━━━ Given data

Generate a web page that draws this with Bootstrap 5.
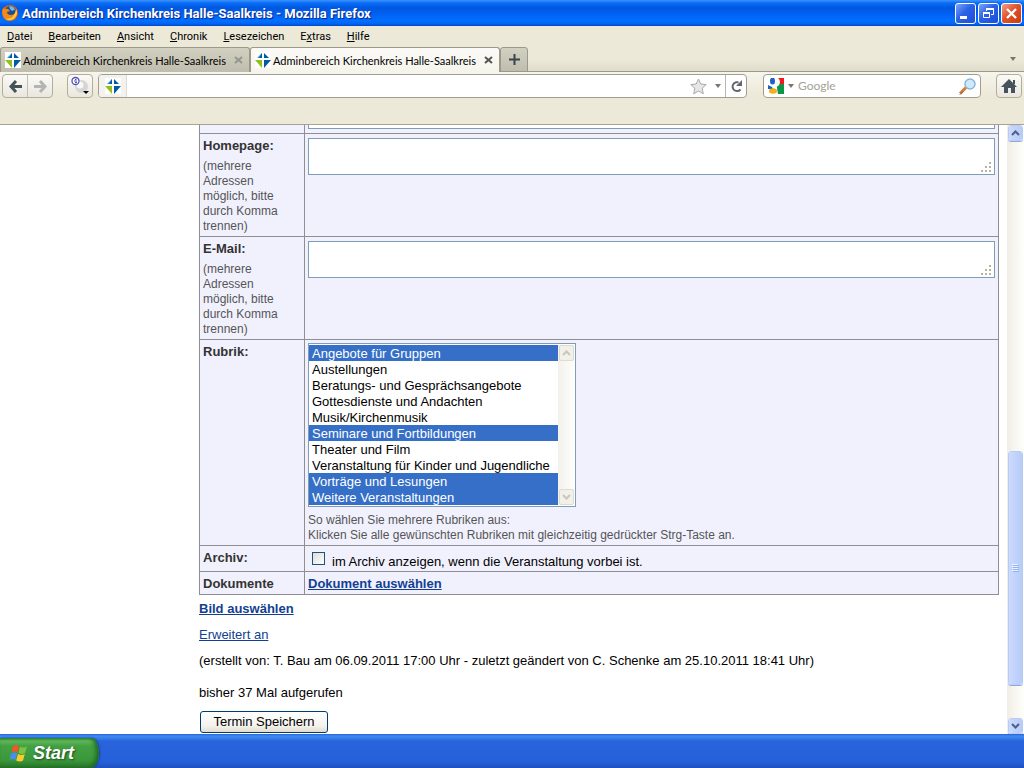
<!DOCTYPE html>
<html lang="de">
<head>
<meta charset="utf-8">
<meta name="viewport" content="width=device-width, initial-scale=1">
<title>Adminbereich Kirchenkreis Halle-Saalkreis</title>
<link href="https://cdn.jsdelivr.net/npm/bootstrap@5.3.0/dist/css/bootstrap.min.css" rel="stylesheet">
<style>
  :root { --chrome: #ece9d8; --line: #a5a391; --cell: #8e8e95; --field: #7f9db9; }
  body { font-family: "Liberation Sans", Arial, sans-serif; font-size: 13px; line-height: 16px; color: #000; background: #fff; }
  button { padding: 0; border: 0; background: none; }
  svg { display: block; flex: none; }
  .ui-text { font-family: Lato, Tahoma, sans-serif; font-size: 11px; }

  .title-bar { height: 26px; padding: 0 2px; background: linear-gradient(#3c94ff 0, #0a6cf7 3px, #0058e0 8px, #0061f5 14px, #0070ff 21px, #0064f0 24px, #0043c4 26px); }
  .title-text { padding-top: 1px; font-family: Roboto, "Trebuchet MS", sans-serif; font-size: 13px; font-weight: 700; color: #fff; text-shadow: 1px 1px 1px #0a1f8a; }
  .win-btns { gap: 2px; }
  .win-btn { width: 21px; height: 21px; border: 1px solid #fff; border-radius: 3px; background: linear-gradient(135deg, #7da4f7, #2a62e6 45%, #1d4fd8); }
  .win-btn.win-close { background: linear-gradient(135deg, #f0a08a, #e0532c 45%, #c93a10); }

  .menu-bar { height: 21px; padding-left: 7px; gap: 16px; background: var(--chrome); font-family: Roboto, Tahoma, sans-serif; }
  .menu-bar button { color: #000; }

  .tab-row { height: 25px; background: linear-gradient(#ece9d8 12px, #dfdccb); border-bottom: 1px solid #9b9987; }
  .tab-item { width: 250px; height: 25px; padding: 0 6px 0 4px; gap: 2px; border: 1px solid #9b9987; border-bottom: 0; border-radius: 3px 3px 0 0; background: linear-gradient(#d2d0c1, #bfbdae); color: #000; }
  .tab-item.current { background: linear-gradient(#fbfaf7, #f5f4ec); }
  .tab-label { padding-top: 2px; }
  .tab-add { width: 28px; height: 25px; border: 1px solid #9b9987; border-radius: 3px 3px 0 0; background: linear-gradient(#d2d0c1, #bfbdae); }

  .tool-bar { height: 53px; padding: 2px 2px 0; background: linear-gradient(#f7f5ec, #ece9d8 24px); border-bottom: 1px solid var(--line); }
  .tool-box { height: 24px; border: 1px solid #b1aea0; border-radius: 4px; background: linear-gradient(#fbfaf7, #e9e7dd); overflow: hidden; }
  .tool-box button { height: 22px; }
  .tool-box.field-box { background: #fff; border-color: #a09e92; }
  .tool-box input { min-width: 0; border: 0; outline: 0; padding: 0; background: none; font-size: 12px; }
  .tool-box input::placeholder { color: #a5a293; opacity: 1; }
  .nav-pair { width: 51px; }
  .helper-box { margin: 0 5px 0 14px; }
  .nav-pair button + button { border-left: 1px solid #c3c0b3; }
  .site-id { width: 28px; height: 22px; background: #f3f2ee; border-right: 1px solid #dddbd2; }
  .reload-btn { width: 21px; border-left: 1px solid #b9b7ac; }
  .search-box { width: 218px; }
  .home-box { margin-left: 15px; }
  .lens-box { width: 26px; }

  .page-pane { padding: 0 8px 0 199px; overflow: hidden; }
  .form-grid { width: 100%; border-collapse: collapse; }
  .form-grid th, .form-grid td { border: 1px solid var(--cell); background: #f1f1fe; padding: 3px 3px 2px; vertical-align: top; font-weight: 400; }
  .form-grid th { width: 105px; color: #555; font-size: 12px; line-height: 15px; }
  .form-grid tr:first-child > * { border-top: 0; padding-top: 0; height: 8px; }
  .form-grid tr:first-child > td { padding-bottom: 4px; }
  .field-name { display: block; font-size: 13px; line-height: 16px; font-weight: 700; color: #333; }
  .hint { font-size: 12px; line-height: 15px; color: #555; padding-top: 5px; }
  .list-wrap + .hint { padding-top: 6px; }
  .form-grid .last-rows > * { padding: 4px 3px 2px; }
  .text-area { display: block; width: 100%; height: 37px; border: 1px solid var(--field); background: #fff; resize: none; overflow: hidden; outline: 0; padding: 2px; }
  .text-area.cut { height: 4px; border-top: 0; padding: 0; }
  .grip { position: absolute; right: 4px; bottom: 3px; }
  .list-wrap { width: 268px; height: 164px; border: 1px solid var(--field); background: #fff; padding: 1px 0; }
  .list-wrap select { display: block; width: 249px; height: 160px; border: 0; padding: 0; outline: 0; overflow: hidden; font-size: 13px; line-height: 16px; color: #000; background: #fff; scrollbar-width: none; border-radius: 0; }
  .list-wrap option { height: 16px; min-height: 16px; line-height: 15px; padding: 1px 3px 0; }
  .list-wrap option:checked { background: #316ac5 linear-gradient(#356fc8, #356fc8); color: #fff; -webkit-text-fill-color: #fff; }
  .list-bar { width: 17px; background: linear-gradient(90deg, #f3f1ec, #fefefb); }
  .list-bar span { height: 16px; margin: 0 1px; border: 1px solid #dedbd0; border-radius: 2px; background: #f1f0e9; }
  .tick-box { appearance: none; width: 13px; height: 13px; margin: 2px 7px 0 4px; border: 1px solid #1c5180; background: linear-gradient(135deg, #dcdcd7, #fff); }
  .tick-row { height: 19px; }
  a { color: #123f92; }
  .link-strong { font-weight: 700; }
  .after-form { padding-top: 6px; }
  .after-form p { margin: 0 0 10px; }
  .after-form .stamp { margin-bottom: 16px; }
  .save-btn { display: block; height: 22px; width: 128px; margin-left: 1px; border: 1px solid #003c74; border-radius: 3px; background: linear-gradient(#fff, #f3f2ec 70%, #e0dccf); font-size: 13px; }

  .scroll-col { width: 17px; background: linear-gradient(90deg, #f0eee6, #fefefb); padding: 0 1px; }
  .scroll-col button, .scroll-thumb { border: 1px solid #fff; outline: 1px solid #b9cbf3; outline-offset: -1px; border-radius: 3px; background: linear-gradient(90deg, #cbdafd, #b7cbfa); box-shadow: 0 1px 0 #8fa9dc; }
  .scroll-col button { height: 16px; }
  .track-before { flex: 311 0 0; }
  .scroll-thumb { flex: 233 0 0; }
  .track-after { flex: 33 0 0; }

  .task-bar { height: 34px; background: linear-gradient(#2560d8 0, #3f8cee 2px, #3a80ea 4px, #2a64dc 7px, #2560da 28px, #1e4fbd); }
  .start-btn { width: 99px; height: 30px; padding-left: 9px; border-radius: 0 8px 8px 0 / 0 15px 15px 0; background: linear-gradient(#2f8a2f 0, #5fb85c 3px, #43a043 8px, #3a983a 22px, #2c7a2c); box-shadow: inset -3px -1px 4px #1f6a22, 1px 0 2px #17409e; font-family: "Liberation Sans", sans-serif; font-size: 18px; font-weight: 700; font-style: italic; color: #fff; text-shadow: 1px 1px 2px #1d4a1d; }
</style>
</head>
<body class="d-flex flex-column vh-100 overflow-hidden">
<svg width="0" height="0" class="position-absolute" aria-hidden="true">
  <symbol id="site-mark" viewBox="0 0 16 16">
    <rect width="16" height="16" fill="#fff"/>
    <path d="M7 1v5H2z" fill="#3a9ad0"/><path d="M7 1v5H4z" fill="#005ba5"/>
    <path d="M9 1v5h5z" fill="#005ba5"/><path d="M0 8h7v8z" fill="#93c01f"/><path d="M9 8h7l-7 8z" fill="#005ba5"/>
  </symbol>
  <symbol id="drop" viewBox="0 0 6 4"><path d="M0 0h6L3 4z" fill="#77776f"/></symbol>
</svg>

<header class="title-bar d-flex align-items-center flex-shrink-0">
  <svg width="16" height="16" viewBox="0 0 16 16"><circle cx="8" cy="8" r="8" fill="#e2600b"/><circle cx="8.500" cy="6.500" r="5.500" fill="#1d4f94"/><path d="M7 1.500q4-1 6 3L10 6 8 4z" fill="#79b8e6"/><path d="M1 2q0 2 2 2 3-1 4 1l1 1-3 1q0 3 4 3 4 0 5-4 2 6-3 9-6 2-9-2-3-5-1-10z" fill="#f38a18"/><path d="M14 4q3 6-3 10-4 2-7 0 9 0 10-10z" fill="#ffd03c"/></svg>
  <span class="title-text ms-1 me-auto text-nowrap">Adminbereich Kirchenkreis Halle-Saalkreis - Mozilla Firefox</span>
  <div class="win-btns d-flex">
    <button class="win-btn" type="button" aria-label="Minimieren"><svg width="19" height="19"><path d="M4 12h7v3H4z" fill="#fff"/></svg></button>
    <button class="win-btn" type="button" aria-label="Verkleinern"><svg width="19" height="19" fill="none" stroke="#fff"><path d="M7.500 7V4.500h7v6H12M4.500 8.500h6v5h-6z"/><path d="M7 5h8M4 9h7" stroke-width="2"/></svg></button>
    <button class="win-btn win-close" type="button" aria-label="Schließen"><svg width="19" height="19"><path d="M5 5l9 9M14 5l-9 9" stroke="#fff" stroke-width="2.400"/></svg></button>
  </div>
</header>

<nav class="menu-bar ui-text d-flex align-items-center flex-shrink-0" aria-label="Menü">
  <button type="button"><u>D</u>atei</button><button type="button"><u>B</u>earbeiten</button><button type="button"><u>A</u>nsicht</button><button type="button"><u>C</u>hronik</button><button type="button"><u>L</u>esezeichen</button><button type="button">E<u>x</u>tras</button><button type="button"><u>H</u>ilfe</button>
</nav>

<div class="tab-row ui-text d-flex flex-shrink-0">
  <div class="tab-item d-flex align-items-center"><svg width="16" height="16"><use href="#site-mark"/></svg><span class="tab-label me-auto text-nowrap">Adminbereich Kirchenkreis Halle-Saalkreis</span><button type="button" aria-label="Tab schließen"><svg width="9" height="8"><path d="M1 1l7 6M8 1L1 7" stroke="#96958b" stroke-width="2"/></svg></button></div>
  <div class="tab-item current d-flex align-items-center"><svg width="16" height="16"><use href="#site-mark"/></svg><span class="tab-label me-auto text-nowrap">Adminbereich Kirchenkreis Halle-Saalkreis</span><button type="button" aria-label="Tab schließen"><svg width="9" height="8"><path d="M1 1l7 6M8 1L1 7" stroke="#55554f" stroke-width="2"/></svg></button></div>
  <button class="tab-add d-flex align-items-center justify-content-center" type="button" aria-label="Neuer Tab"><svg width="11" height="11"><path d="M5.500 0v11M0 5.500h11" stroke="#3a444c" stroke-width="2"/></svg></button>
  <button class="ms-auto me-2 align-self-center" type="button" aria-label="Alle Tabs"><svg width="6" height="4"><use href="#drop"/></svg></button>
</div>

<div class="tool-bar ui-text d-flex align-items-start flex-shrink-0">
  <div class="tool-box nav-pair d-flex">
    <button class="flex-fill d-flex align-items-center justify-content-center" type="button" aria-label="Zurück"><svg width="13" height="13" fill="none" stroke="#46515a" stroke-width="3"><path d="M7 1L2 6.500 7 12M2 6.500h11"/></svg></button>
    <button class="flex-fill d-flex align-items-center justify-content-center" type="button" aria-label="Vor"><svg width="13" height="13" fill="none" stroke="#b3b5b3" stroke-width="3"><path d="M6 1l5 5.500L6 12M11 6.500H0"/></svg></button>
  </div>
  <div class="tool-box helper-box"><button class="d-flex align-items-center justify-content-center" type="button" aria-label="Werkzeug"><svg width="24" height="22"><circle cx="13.500" cy="11.500" r="6.500" fill="#d5d5d6"/><circle cx="12" cy="10" r="3.500" fill="#f8f8f8"/><circle cx="7.500" cy="6" r="3.500" fill="#fff" stroke="#5450b8" stroke-width="1.300"/><path d="M6 6h3M7 4.500h1.500M7 7.500h2" stroke="#5450b8"/><path d="M15 16h6l-3 3z" fill="#000"/></svg></button></div>
  <div class="tool-box field-box d-flex flex-grow-1 align-items-center">
    <div class="site-id d-flex align-items-center justify-content-center flex-shrink-0"><svg width="16" height="16"><use href="#site-mark"/></svg></div>
    <input class="flex-grow-1" type="text" aria-label="Adresse">
    <button class="d-flex align-items-center me-1" type="button" aria-label="Lesezeichen"><svg width="17" height="17" viewBox="0 0 17 17"><path d="M8.500 1l2.300 5 5.400.6-4 3.600 1.100 5.600-4.800-2.800-4.800 2.800 1.100-5.600-4-3.600 5.400-.6z" fill="#e6e6e6" stroke="#a8a8a8"/></svg></button>
    <button class="px-1 d-flex align-items-center" type="button" aria-label="Verlauf"><svg width="6" height="4"><use href="#drop"/></svg></button>
    <button class="reload-btn d-flex align-items-center justify-content-center" type="button" aria-label="Neu laden"><svg width="13" height="13"><path d="M8.500 2.200H6A4.500 4.500 0 1 0 10.500 9.500" fill="none" stroke="#62676a" stroke-width="2"/><path d="M12 0v6H6z" fill="#62676a"/></svg></button>
  </div>
  <div class="tool-box field-box search-box d-flex align-items-center ms-3">
    <button class="d-flex align-items-center ps-1 gap-1" type="button" aria-label="Suchmaschine"><svg width="16" height="16"><path d="M8 0h8v7H8z" fill="#ee1c1c"/><path d="M9 6h7v10H9z" fill="#0d9648"/><circle cx="7" cy="4" r="5" fill="#fff"/><path d="M0 5h5q5 0 4 5l1 6H0z" fill="#fff"/><ellipse cx="4.500" cy="3" rx="2.500" ry="3.500" fill="#1b62c8"/><path d="M0 7l4 2 1 2-5 0z" fill="#1b62c8"/><ellipse cx="5" cy="13" rx="4" ry="2.800" fill="#f5ad18"/></svg><svg width="6" height="4"><use href="#drop"/></svg></button>
    <input class="flex-grow-1 ms-1" type="text" placeholder="Google" aria-label="Suche">
    <button class="lens-box d-flex align-items-center justify-content-center" type="button" aria-label="Suchen"><svg width="17" height="17"><path d="M1 15.500L7 9.500" stroke="#d77a33" stroke-width="3"/><circle cx="11" cy="6" r="5" fill="#cfeafb" stroke="#8fb4dc" stroke-width="1.500"/><path d="M1 16.500l3-3" stroke="#6a594e" stroke-width="1"/></svg></button>
  </div>
  <div class="tool-box home-box"><button class="d-flex align-items-center justify-content-center" type="button" aria-label="Startseite"><svg width="24" height="22"><path d="M12 4l8 8h-2v6h-4v-5h-3v5H7v-6H4z" fill="#47525c"/><path d="M16 5h2v4h-2z" fill="#47525c"/></svg></button></div>
</div>

<div class="d-flex flex-grow-1 overflow-hidden">
  <main class="page-pane flex-grow-1">
    <form onsubmit="return false">
      <table class="form-grid">
        <tr><th></th><td><textarea class="text-area cut" aria-label="Weitere Angaben"></textarea></td></tr>
        <tr>
          <th scope="row" class="pt-1"><label class="field-name" for="homepage">Homepage:</label><div class="hint">(mehrere Adressen möglich, bitte durch Komma trennen)</div></th>
          <td class="pt-1"><div class="position-relative"><textarea class="text-area" id="homepage"></textarea><svg class="grip" width="10" height="10" fill="#b8b49f"><path d="M8 0h2v2H8zM4 4h2v2H4zM8 4h2v2H8zM0 8h2v2H0zM4 8h2v2H4zM8 8h2v2H8z"/></svg></div></td>
        </tr>
        <tr>
          <th scope="row" class="pt-1"><label class="field-name" for="email">E-Mail:</label><div class="hint">(mehrere Adressen möglich, bitte durch Komma trennen)</div></th>
          <td class="pt-1"><div class="position-relative"><textarea class="text-area" id="email"></textarea><svg class="grip" width="10" height="10" fill="#b8b49f"><path d="M8 0h2v2H8zM4 4h2v2H4zM8 4h2v2H8zM0 8h2v2H0zM4 8h2v2H4zM8 8h2v2H8z"/></svg></div></td>
        </tr>
        <tr>
          <th scope="row" class="pt-1"><label class="field-name" for="rubrik">Rubrik:</label></th>
          <td>
            <div class="list-wrap d-flex">
              <select id="rubrik" multiple size="10">
                <option selected>Angebote für Gruppen</option>
                <option>Austellungen</option>
                <option>Beratungs- und Gesprächsangebote</option>
                <option>Gottesdienste und Andachten</option>
                <option>Musik/Kirchenmusik</option>
                <option selected>Seminare und Fortbildungen</option>
                <option>Theater und Film</option>
                <option>Veranstaltung für Kinder und Jugendliche</option>
                <option selected>Vorträge und Lesungen</option>
                <option selected>Weitere Veranstaltungen</option>
              </select>
              <div class="list-bar d-flex flex-column justify-content-between">
                <span class="d-flex align-items-center justify-content-center"><svg width="9" height="6"><path d="M1 5l3.500-3.500L8 5" fill="none" stroke="#c9c7ba" stroke-width="2"/></svg></span>
                <span class="d-flex align-items-center justify-content-center"><svg width="9" height="6"><path d="M1 1l3.500 3.500L8 1" fill="none" stroke="#c9c7ba" stroke-width="2"/></svg></span>
              </div>
            </div>
            <div class="hint">So wählen Sie mehrere Rubriken aus:<br>Klicken Sie alle gewünschten Rubriken mit gleichzeitig gedrückter Strg-Taste an.</div>
          </td>
        </tr>
        <tr class="last-rows">
          <th scope="row"><span class="field-name">Archiv:</span></th>
          <td><div class="tick-row d-flex align-items-start"><input class="tick-box" type="checkbox" id="archiv"><label class="pt-1" for="archiv">im Archiv anzeigen, wenn die Veranstaltung vorbei ist.</label></div></td>
        </tr>
        <tr class="last-rows">
          <th scope="row"><span class="field-name">Dokumente</span></th>
          <td><a class="link-strong" href="#">Dokument auswählen</a></td>
        </tr>
      </table>
      <div class="after-form">
        <p><a class="link-strong" href="#">Bild auswählen</a></p>
        <p><a href="#">Erweitert an</a></p>
        <p class="stamp">(erstellt von: T. Bau am 06.09.2011 17:00 Uhr - zuletzt geändert von C. Schenke am 25.10.2011 18:41 Uhr)</p>
        <p>bisher 37 Mal aufgerufen</p>
        <button class="save-btn" type="submit">Termin Speichern</button>
      </div>
    </form>
  </main>
  <div class="scroll-col d-flex flex-column flex-shrink-0" aria-hidden="true">
    <button class="d-flex align-items-center justify-content-center" type="button" tabindex="-1"><svg width="9" height="6"><path d="M1 5l3.500-3.500L8 5" fill="none" stroke="#4d6185" stroke-width="2"/></svg></button>
    <div class="track-before"></div>
    <div class="scroll-thumb d-flex align-items-center justify-content-center"><svg width="7" height="8"><path d="M0 .5h6M0 2.500h6M0 4.500h6M0 6.500h6" stroke="#eef4fe"/><path d="M1 1.500h6M1 3.500h6M1 5.500h6M1 7.500h6" stroke="#8cb0f8"/></svg></div>
    <div class="track-after"></div>
    <button class="d-flex align-items-center justify-content-center" type="button" tabindex="-1"><svg width="9" height="6"><path d="M1 1l3.500 3.500L8 1" fill="none" stroke="#4d6185" stroke-width="2"/></svg></button>
  </div>
</div>

<footer class="task-bar d-flex align-items-end flex-shrink-0">
  <button class="start-btn d-flex align-items-center gap-1" type="button"><svg width="20" height="20"><path d="M4 3q3-2 6 0L8.500 9.500q-3-2-6 0z" fill="#f0562a"/><path d="M11 3.500q3 2 7 0L16 10q-3 2-6.500 0z" fill="#7cc242"/><path d="M2.200 10.500q3-2 6 0L6.500 17q-3-2-6 0z" fill="#4a8df0"/><path d="M9 11q3.500 2 6.800 0L14 17.500q-3 2-6.800 0z" fill="#fbcb2e"/></svg>Start</button>
</footer>
<script src="https://cdn.jsdelivr.net/npm/bootstrap@5.3.0/dist/js/bootstrap.bundle.min.js"></script>
</body>
</html>
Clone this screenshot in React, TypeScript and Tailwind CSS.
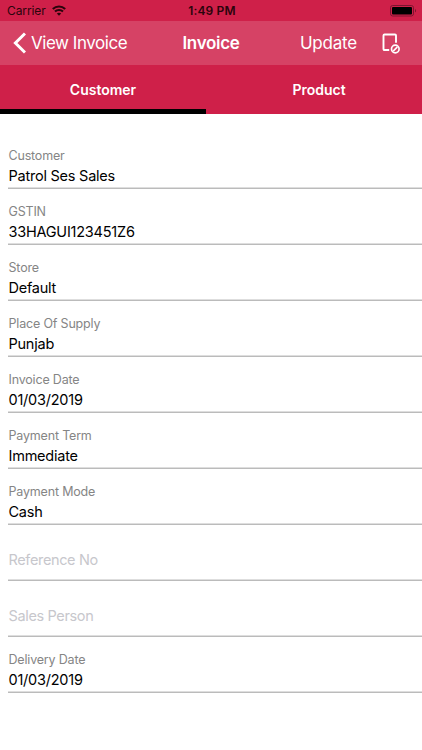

━━━━━━

Problem description →
Return the lines of the records that include the string "this".

The output →
Generate a web page that draws this with Bootstrap 5.
Clone this screenshot in React, TypeScript and Tailwind CSS.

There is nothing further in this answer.